Le grave problème de l'eau. Et puis il faut surtout beaucoup d'eau. Or, dans des départements comme la Haute-Savoie, frappés cette année par la sécheresse, il n'y a plus assez d'eau potable pour le robinet : la mairie de La Clusaz a donc décidé pour la première fois cet hiver, de mettre de côté la moitié des réserves prévues pour les canons. C'est un peu "boire ou skier, il faut choisir" : "Les professionnels du tourisme sont inquiets, mais La Clusaz c'est 1.800 habitants toute l'année, et jusqu'à 25.000 habitants en période touristique", note Laurent Badone, directeur général des services. "On est donc responsables de leur accueil dans de bonnes conditions, ce qui implique de garantir l'approvisionnement en eau potable. On prépare aussi l'avenir : on envisage de faire une cinquième retenue d'altitude à La Clusaz qu'on pourrait utiliser aussi bien pour faire de l'eau potable, et éventuellement pour faire un petit peu de neige, si on en avait besoin."

Entendu sur europe1 :
Il faut encore rester clair : le ski est l'activité prioritaire et celle qui rapporte encore

Il y a une autre technique pour conserver la neige, appelée "snow-farming" : on garde la neige de l'année précédente sous une épaisse couche de sciure de bois. Ça conserve bien, il y a seulement 25% de fonte, et ça permet d'assurer notamment les pistes ski de fond pour le début de saison.

Nouvelles infrastructures pour nouveaux clients.

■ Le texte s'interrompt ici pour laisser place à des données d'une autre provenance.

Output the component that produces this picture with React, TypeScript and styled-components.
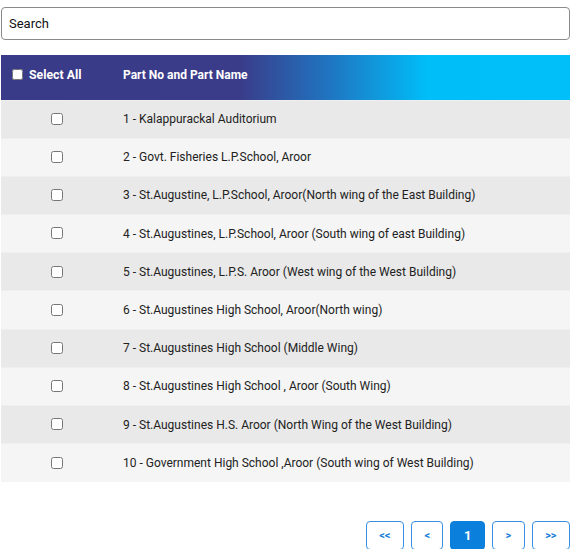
import React from "react";
import styled, { createGlobalStyle } from "styled-components";

const Global = createGlobalStyle`
  html, body { margin: 0; padding: 0; background: #ffffff; }
  body { font-family: Roboto, "Liberation Sans", Arial, sans-serif; color: #212529; }
  * { box-sizing: border-box; }
`;

const Page = styled.div`
  width: 569px;
  margin-left: 1px;
  padding-top: 7px;
  display: flex;
  flex-direction: column;
`;

const SearchInput = styled.input`
  width: 100%;
  height: 33px;
  border: 1px solid #8a8a8a;
  border-radius: 4px;
  padding: 0 7px;
  font-family: Roboto, "Liberation Sans", Arial, sans-serif;
  font-size: 13px;
  color: #111;
  outline: none;
  &::placeholder { color: #111; opacity: 1; }
`;

const Table = styled.table`
  margin-top: 15px;
  width: 100%;
  border-collapse: collapse;
  font-size: 12px;
`;

const HeadRow = styled.tr`
  background: linear-gradient(to right, #3a3b88 0%, #3a3c89 42%, #1f76c2 58%, #00bef8 75%, #00bff9 100%);
`;

const Th = styled.th<{ $w?: number }>`
  height: 45px;
  padding: 0 0 5px 10px;
  text-align: left;
  color: #ffffff;
  font-weight: 700;
  font-size: 12px;
  white-space: nowrap;
  width: ${(p) => (p.$w ? `${p.$w}px` : "auto")};
`;

const HeadLabel = styled.label`
  display: flex;
  align-items: center;
  gap: 6px;
  font-size: 12.3px;
  input { margin: 0 0 0 1px; width: 11px; height: 11px; }
`;

const Row = styled.tr<{ $odd: boolean }>`
  background: ${(p) => (p.$odd ? "#e9e9e9" : "#f5f5f5")};
  border-top: 1px solid #efefef;
`;

const CheckCell = styled.td`
  height: 38.2px;
  text-align: center;
  padding: 0 0 2px 0;
  input { margin: 0; width: 12px; height: 12px; vertical-align: middle; }
`;

const NameCell = styled.td`
  padding: 0 0 0 10px;
  color: #222;
`;

const Pager = styled.div`
  margin-top: 39px;
  display: flex;
  justify-content: flex-end;
  gap: 7px;
`;

const PageBtn = styled.button<{ $active?: boolean }>`
  height: 29px;
  padding: 0 12.5px;
  border: 1px solid ${(p) => (p.$active ? "#0a7fdb" : "#3a90e0")};
  border-radius: 4px;
  background: ${(p) => (p.$active ? "#0a7fdb" : "#ffffff")};
  color: ${(p) => (p.$active ? "#ffffff" : "#1a7fd8")};
  font-family: Roboto, "Liberation Sans", Arial, sans-serif;
  font-size: ${(p) => (p.$active ? "13px" : "11px")};
  font-weight: 700;
  cursor: pointer;
`;

const rows = [
  "1 - Kalappurackal Auditorium",
  "2 - Govt. Fisheries L.P.School, Aroor",
  "3 - St.Augustine, L.P.School, Aroor(North wing of the East Building)",
  "4 - St.Augustines, L.P.School, Aroor (South wing of east Building)",
  "5 - St.Augustines, L.P.S. Aroor (West wing of the West Building)",
  "6 - St.Augustines High School, Aroor(North wing)",
  "7 - St.Augustines High School (Middle Wing)",
  "8 - St.Augustines High School , Aroor (South Wing)",
  "9 - St.Augustines H.S. Aroor (North Wing of the West Building)",
  "10 - Government High School ,Aroor (South wing of West Building)",
];

export default function App() {
  return (
    <>
      <Global />
      <Page>
        <SearchInput placeholder="Search" />
        <Table>
          <thead>
            <HeadRow>
              <Th $w={112}>
                <HeadLabel>
                  <input type="checkbox" />
                  Select All
                </HeadLabel>
              </Th>
              <Th>Part No and Part Name</Th>
            </HeadRow>
          </thead>
          <tbody>
            {rows.map((r, i) => (
              <Row key={r} $odd={i % 2 === 0}>
                <CheckCell>
                  <input type="checkbox" />
                </CheckCell>
                <NameCell>{r}</NameCell>
              </Row>
            ))}
          </tbody>
        </Table>
        <Pager>
          <PageBtn>&lt;&lt;</PageBtn>
          <PageBtn>&lt;</PageBtn>
          <PageBtn $active>1</PageBtn>
          <PageBtn>&gt;</PageBtn>
          <PageBtn>&gt;&gt;</PageBtn>
        </Pager>
      </Page>
    </>
  );
}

Malgré tout, les stations ont bien compris qu'elles devaient diversifier leurs activités pour survivre et fonctionner le plus possible même quand la neige n'est pas là. Ça représente de gros investissements, par exemple aux Saisies : les pistes de VTT, de luge d'été et autres grand centre aquatique ont coûté près de 20 millions d'euros. "Il faut encore rester clair : le ski est l'activité prioritaire et celle qui rapporte encore, et c'est pour ça d'ailleurs que ça permet d'investir dans d'autres activités", tempère Bruno Clément, directeur de la station. "85% de nos clients viennent pour skier, on a 15% de personnes qui ne pratiquent pas du tout d'activité ski. On le voit vraiment comme une offre complémentaire : proposer la meilleure offre à nos usagers, à la fois pour les fidéliser, et puis également pour attirer de nouveaux clients."

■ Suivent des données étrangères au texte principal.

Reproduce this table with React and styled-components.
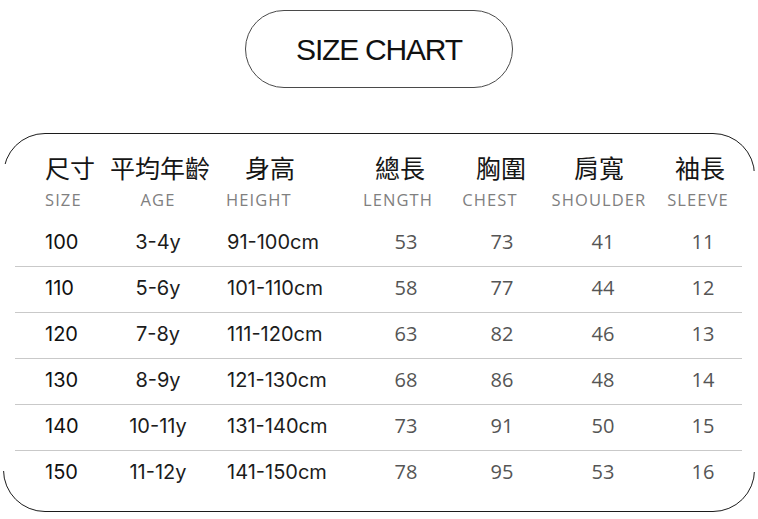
import React from 'react';
import styled, { createGlobalStyle } from 'styled-components';

const GlobalStyle = createGlobalStyle`
    html, body {
        margin: 0;
        padding: 0;
        background: #ffffff;
    }
    body {
        width: 758px;
        height: 519px;
        overflow: hidden;
        font-family: "Inter", "Liberation Sans", sans-serif;
    }
`;

// column widths, left to right, across the 727px between the dividers' ends
const colTemplate = '95px 96px 144px 106px 86px 116px 84px';

const columns = [
    { cn: '尺寸', en: 'SIZE', align: 'left', pad: 30, cnPad: 30, enPad: 30, kind: 'size' },
    { cn: '平均年齡', en: 'AGE', align: 'center', kind: 'dark' },
    { cn: '身高', en: 'HEIGHT', align: 'left', pad: 21, cnPad: 39, enPad: 20, kind: 'dark' },
    { cn: '總長', en: 'LENGTH', align: 'center', cnShift: -3, enShift: -5, kind: 'gray' },
    { cn: '胸圍', en: 'CHEST', align: 'center', cnShift: 2, enShift: -9, kind: 'gray' },
    { cn: '肩寬', en: 'SHOULDER', align: 'center', cnShift: -1, enShift: -1, kind: 'gray' },
    { cn: '袖長', en: 'SLEEVE', align: 'center', cnShift: 0, enShift: -2, kind: 'gray' },
];

const rows = [
    ['100', '3-4y', '91-100cm', '53', '73', '41', '11'],
    ['110', '5-6y', '101-110cm', '58', '77', '44', '12'],
    ['120', '7-8y', '111-120cm', '63', '82', '46', '13'],
    ['130', '8-9y', '121-130cm', '68', '86', '48', '14'],
    ['140', '10-11y', '131-140cm', '73', '91', '50', '15'],
    ['150', '11-12y', '141-150cm', '78', '95', '53', '16'],
];

const Page = styled.div`
    display: flex;
    flex-direction: column;
    align-items: flex-start;
`;

const TitlePill = styled.div`
    box-sizing: border-box;
    align-self: center;
    width: 268px;
    height: 78px;
    margin-top: 10px;
    border: 1px solid #4a4a4a;
    border-radius: 39px;
    display: flex;
    align-items: center;
    justify-content: center;
`;

const Title = styled.h1`
    margin: 2px 0 0 0;
    font-family: "Liberation Sans", Arial, sans-serif;
    font-weight: 400;
    font-size: 30px;
    letter-spacing: -1.2px;
    color: #111111;
`;

const Frame = styled.div`
    position: relative;
    box-sizing: border-box;
    width: 752px;
    margin: 45px 0 0 3px;
    padding: 18px 12px 14px 11px;
    border: 1.3px solid #1c1c1c;
    border-radius: 42px;

    /* the side lines are open between the rounded corners */
    &::before,
    &::after {
        content: '';
        position: absolute;
        width: 6px;
        background: #ffffff;
    }
    &::before {
        left: -4px;
        top: 30px;
        bottom: 40px;
    }
    &::after {
        right: -4px;
        top: 37px;
        bottom: 39px;
    }
`;

const HeadRow = styled.div`
    display: grid;
    grid-template-columns: ${colTemplate};
    margin-bottom: ${p => p.$gap}px;
`;

const HeadCn = styled.div`
    font-family: "Noto Sans CJK TC", "Noto Sans CJK SC", sans-serif;
    font-size: 25px;
    line-height: 30px;
    color: #161616;
    white-space: nowrap;
    text-align: ${p => p.$align};
    padding-left: ${p => p.$pad || 0}px;
    transform: translateX(${p => p.$shift || 0}px);
`;

const HeadEn = styled.div`
    font-family: "Open Sans", "Liberation Sans", sans-serif;
    font-size: 16.5px;
    line-height: 20px;
    letter-spacing: 1.1px;
    color: #808080;
    white-space: nowrap;
    text-align: ${p => p.$align};
    padding-left: ${p => p.$pad || 0}px;
    transform: translateX(${p => p.$shift || 0}px);
`;

const Row = styled.div`
    box-sizing: border-box;
    display: grid;
    grid-template-columns: ${colTemplate};
    align-items: center;
    height: 46px;
    padding-bottom: 4px;
    border-bottom: 1px solid ${p => (p.$last ? 'transparent' : '#c9c9c9')};
`;

const Cell = styled.div`
    white-space: nowrap;
    font-size: 20px;
    line-height: 24px;
    text-align: ${p => p.$align};
    padding-left: ${p => p.$pad || 0}px;
    font-family: ${p => (p.$kind === 'gray'
        ? '"Open Sans", "Liberation Sans", sans-serif'
        : '"Inter", "Liberation Sans", sans-serif')};
    font-weight: 400;
    color: ${p => (p.$kind === 'gray' ? '#555555' : p.$kind === 'size' ? '#111111' : '#1c1c1c')};
    transform: translateX(${p => (p.$kind === 'gray' ? 3 : 0)}px);
`;

export default function App() {
    return (
        <Page>
            <GlobalStyle />
            <TitlePill>
                <Title>SIZE CHART</Title>
            </TitlePill>
            <Frame>
                <HeadRow $gap={8}>
                    {columns.map(c => (
                        <HeadCn key={c.cn} $align={c.align} $pad={c.cnPad} $shift={c.cnShift}>
                            {c.cn}
                        </HeadCn>
                    ))}
                </HeadRow>
                <HeadRow $gap={11}>
                    {columns.map(c => (
                        <HeadEn key={c.en} $align={c.align} $pad={c.enPad} $shift={c.enShift}>
                            {c.en}
                        </HeadEn>
                    ))}
                </HeadRow>
                {rows.map((r, i) => (
                    <Row key={r[0]} $last={i === rows.length - 1}>
                        {r.map((v, j) => (
                            <Cell
                                key={j}
                                $align={columns[j].align}
                                $pad={columns[j].pad}
                                $kind={columns[j].kind}
                            >
                                {v}
                            </Cell>
                        ))}
                    </Row>
                ))}
            </Frame>
        </Page>
    );
}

Le centre aquatique des Saisies.

Les espèces fragilisées. Reste que la montagne ne revient pas qu'au ski. C'est aussi et surtout la nature et la biodiversité les premières affectées par ces changements climatiques. En Europe, par exemple, les animaux de montagne se sont déplacés en moyenne de 11 mètres vers le haut ces dix dernières années, pour retrouver des températures assez basses qui leur conviennent. "Si une espèce se déplace en hauteur, elle est vraiment en train de perdre son habitat", alerte Juan Terradez, chercheur à l'Observatoire pyrénéen du changement climatique. "Pensez à la forme d'une montagne : au fur et à mesure qu'on se déplace en hauteur, on perd de la surface. Comme les espèces sont vraiment interconnectées, cela a finalement des effets sur tout l'écosystème. On a observé la baisse des populations par exemple des amphibiens, et du chamois."

Et la situation ne devrait pas s'améliorer dans les prochaines années, alors que la moitié des glaciers pyrénéens ont déjà fondu en 35 ans. Face à ce déclin des paysages montagnards, les États devront trouver des solutions politiques lors de la COP24, qui se tient du 3 au 14 décembre prochain à Katowice, en Pologne.